10. Samuel and Miranda, and Elio and Michel, meet entirely by chance. In the relationships that develop between each couple, as well as Oliver’s fantasy relationship with Erica and Paul, what are the moments, words, or gestures that suggest the possibility of deeper connections?
11. Which of the characters believe in the power of fate to alter the course of a life? How does fate or chance impact each of them? How do the lyrics of the Brazilian song that Elio translates for Michel resonate throughout the book?
12. Does Elio fall in love with Michel? Has Oliver ever loved anyone except Elio? Why does love come so easily to Samuel and Miranda? In general, what lessons does the book teach us about love? To whom is it available? What sacrifices does it require?

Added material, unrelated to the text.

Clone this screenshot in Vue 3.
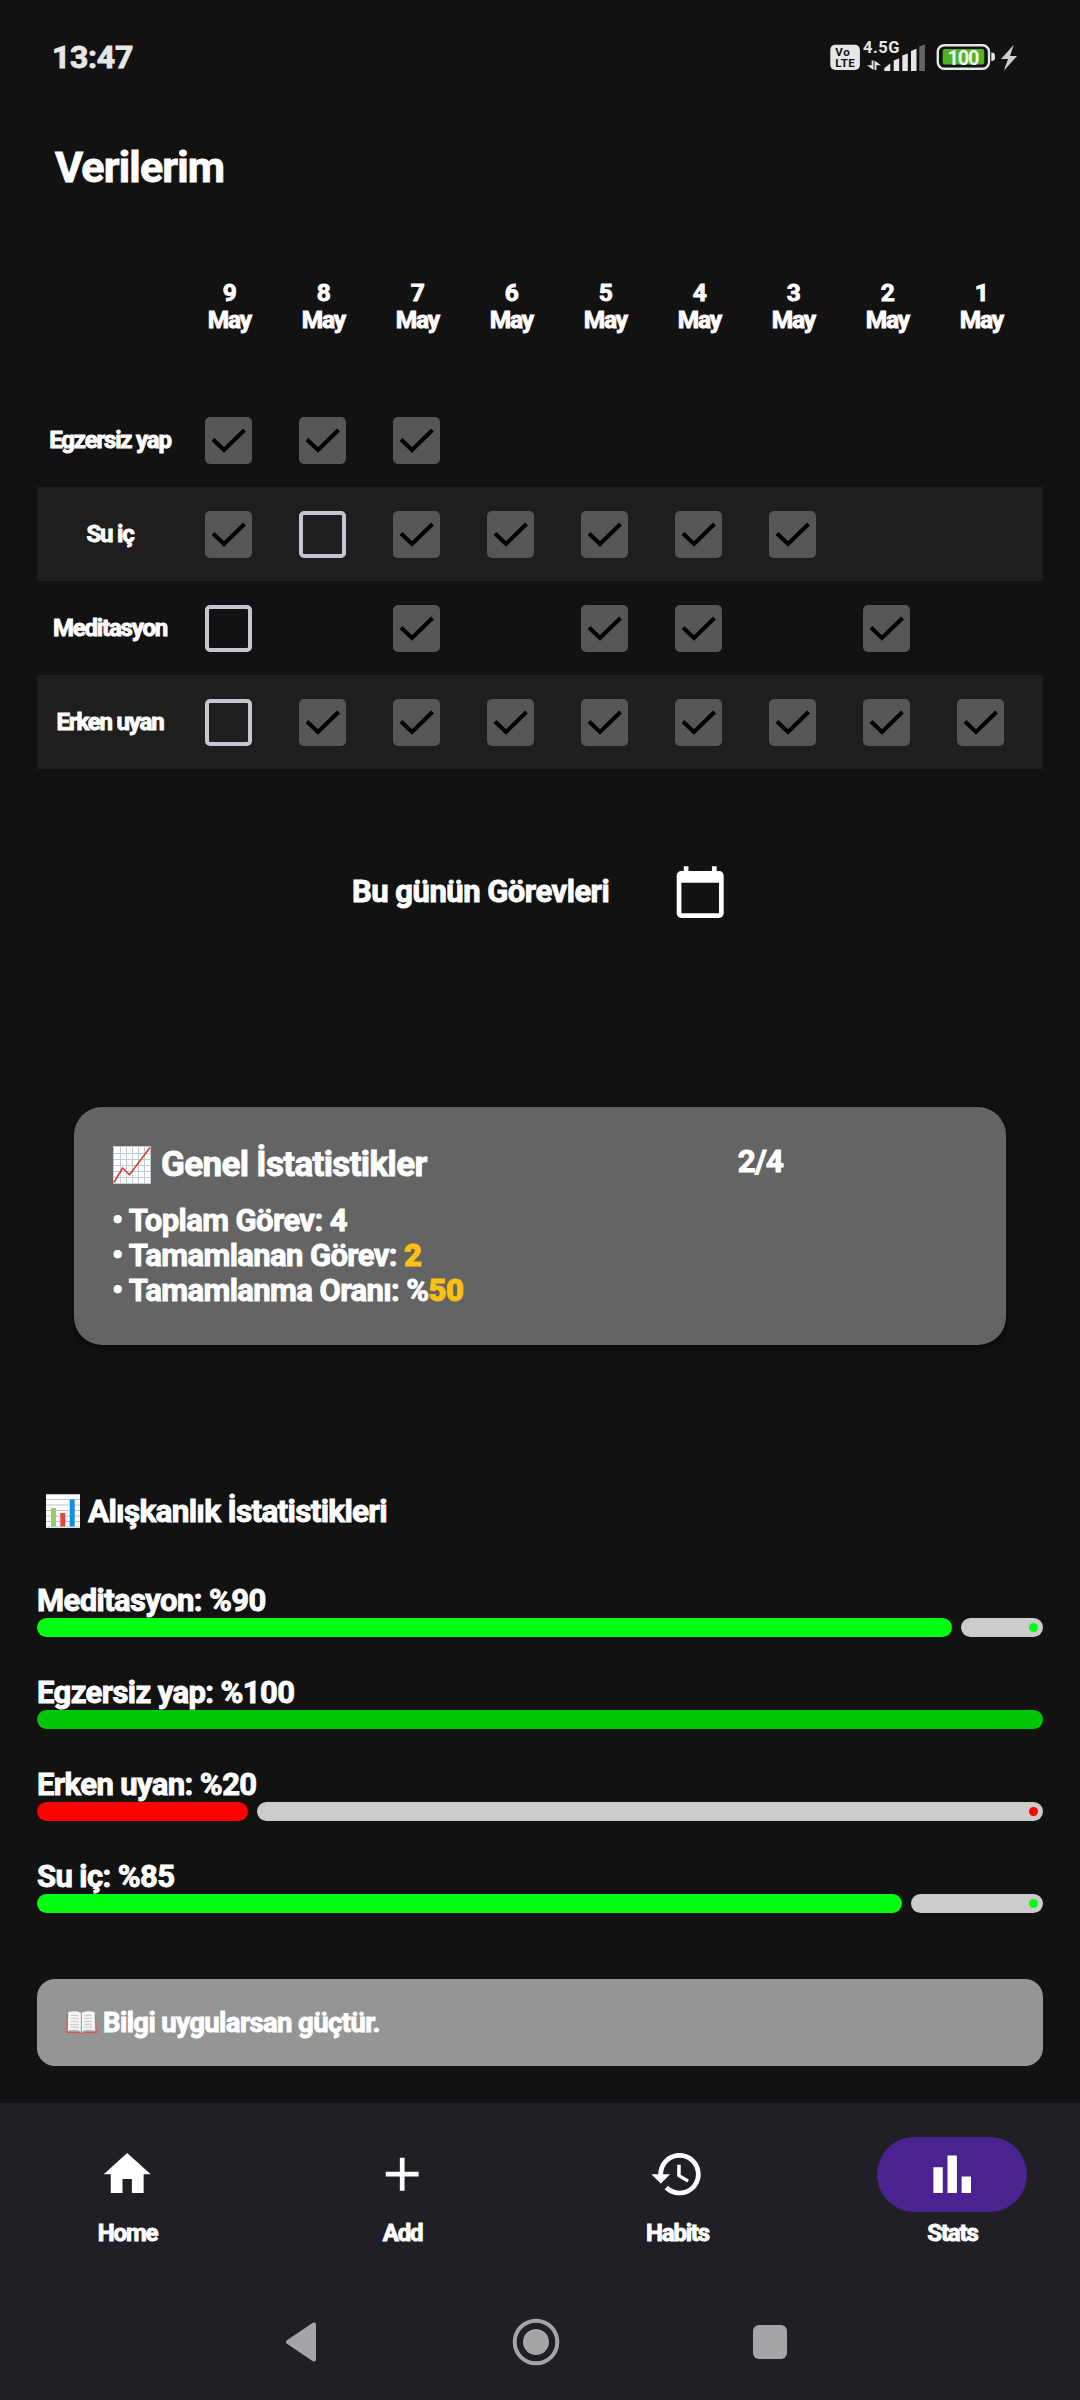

13. Miranda’s father says, "I want those who outlive me to extend my life, not just to remember it." Michel tells Elio, "Nothing belongs to the past." How are past and present intertwined and what are the consequences? By the end of the book, how have the lives of the deceased been extended into the present? Why does Elio feel that his half brother is his and Oliver’s child, and that his father "knew it just as well, had known it all along?"
14. What is the significance of each section title? For example, "Tempo," the title of the first section, is a musical term meaning the speed at which a passage of music is or should be played. It is also the Italian word for time. How do both meanings resonate? What are the meanings of the other section titles? How are the themes of time and music interrelated?
15. Find Me is a romance, a tragicomic novel that spans generations, with themes of separation and reunion, exile, and jealousy. What are the moments of tragedy in the book? Of comedy? How else do the stories of Samuel and Miranda, Elio and Michel, and Elio and Oliver work as romance? What are other stories of lovers reunited after years of separation?